INTERVIEW
A CLOSER LOOK AT CLIMATE JUSTICE
VOICE IN CONVERSATION WITH ACTIVIST SAVI GELLATLY-LADD ABOUT LOOKING BEYOND SHORT-TERM, TEMPORARY FIX SOLUTIONS AND TACKLING CLIMATE CRISIS THROUGH ITS ROOT CAUSES
VOICE: Hi Savi. So glad to have this opportunity to speak to you. I’m always so inspired by young people who are organizing for social and climate justice. Wondering if you can start by telling me a bit about yourself and how you first began organizing for climate justice.
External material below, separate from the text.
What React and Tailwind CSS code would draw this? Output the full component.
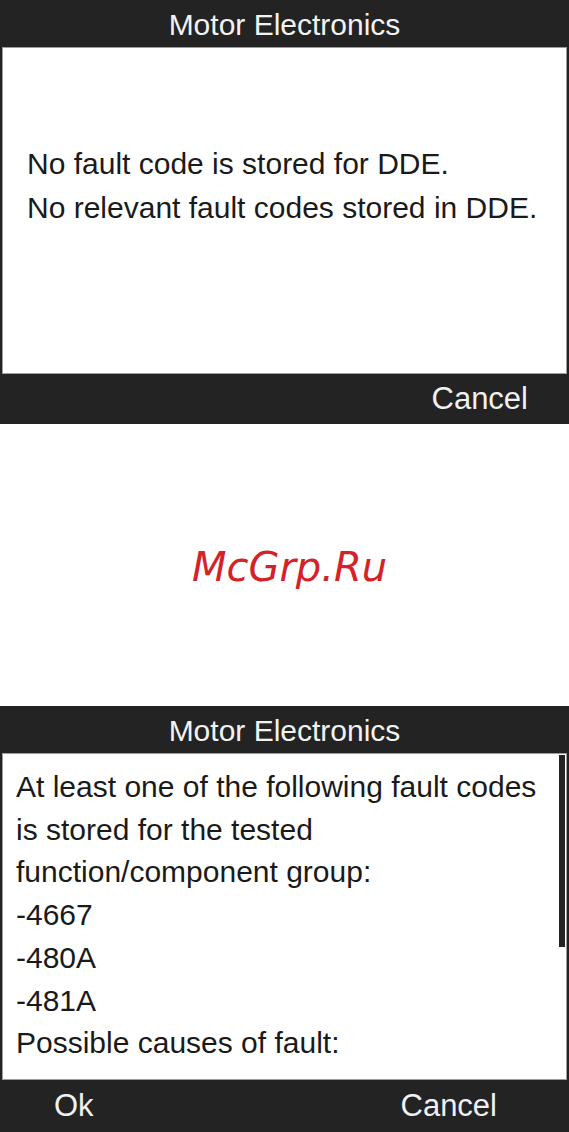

SAVI GELLATLY-LADD: I have so much gratitude and respect towards the young leaders around the world who are doing this kind of work. I’d like to start off by saying that I am a young, queer person of colour who comes from a working-class background. I think it’s important to give this information because my identities and social location in the world have shaped my perspectives of social issues and climate justice. Before I started with climate organizing, I had been involved in
various high school student movements such as Not Just Rumours, the Students Say No movement and #SexEdSavesLives (16 years old). I also became involved in the $15 and Fairness campaign to mobilize high school students to fight for a $15 minimum wage and decent labour laws. Through this, I realized how the struggles that each of these movements were fighting were interconnected. The systems of oppression that were creating low-wages, precarious work, high rates of poverty and systemic racist policing targeting Black community members were also defunding essential school programs and services. I first got involved in climate justice in 2019 near the end of
Grade 11 (16/17 years old) when I saw immense and powerful movements of youth fighting for their futures. Many young people were realizing the harsh reality that our futures are in a threatened, precarious position. It is really hard to grow up with the impending stress of environmental disaster that you took no part in creat- ing. Learning about how long we had left to address the climate crisis instilled a burning panic within me. However, the issues that struck me as most significant were not just about my future being impacted. This is where the “justice” aspect of climate action rose
to significance for me. The main thing I was angry and scared about was who would be facing these catastrophic disasters and life-threatening environmental impacts the most? Who was already being impacted? How could I fight for climate justice while also fighting for all the other issues I cared about? I thought a lot about these questions and had no idea how to put
them into action. I jumped around between a couple environmental groups near me, trying to get a sense of the groups and see where I fit in. Unfortunately, at the end of the day I did not feel as though I belonged in those spaces. The environmental activists I met were predominantly white with class privilege. I felt that these movements were not using intersectional perspectives to address the climate crisis. It was less about social justice and more about banning single- use plastics and meeting carbon emission goals. I am not saying that this aspect of environmentalism is not important, but it was leaving out crucial issues like Indigenous sovereignty, racial justice, issues of class, “ability,” gender and so on. I felt as though so many people were not given a seat at the table, even though they are facing the harshest impacts. I wanted to be part of a group that approached the climate crisis through a justice-centred lens. That is when I saw Climate Justice Toronto’s (CJTO) social media
shared on a mutual friend’s page. CJTO is a grassroots, youth-led group that is organizing in the Greater Toronto Area to tackle the root causes of the climate crisis, which are capitalism, colonialism and white supremacy.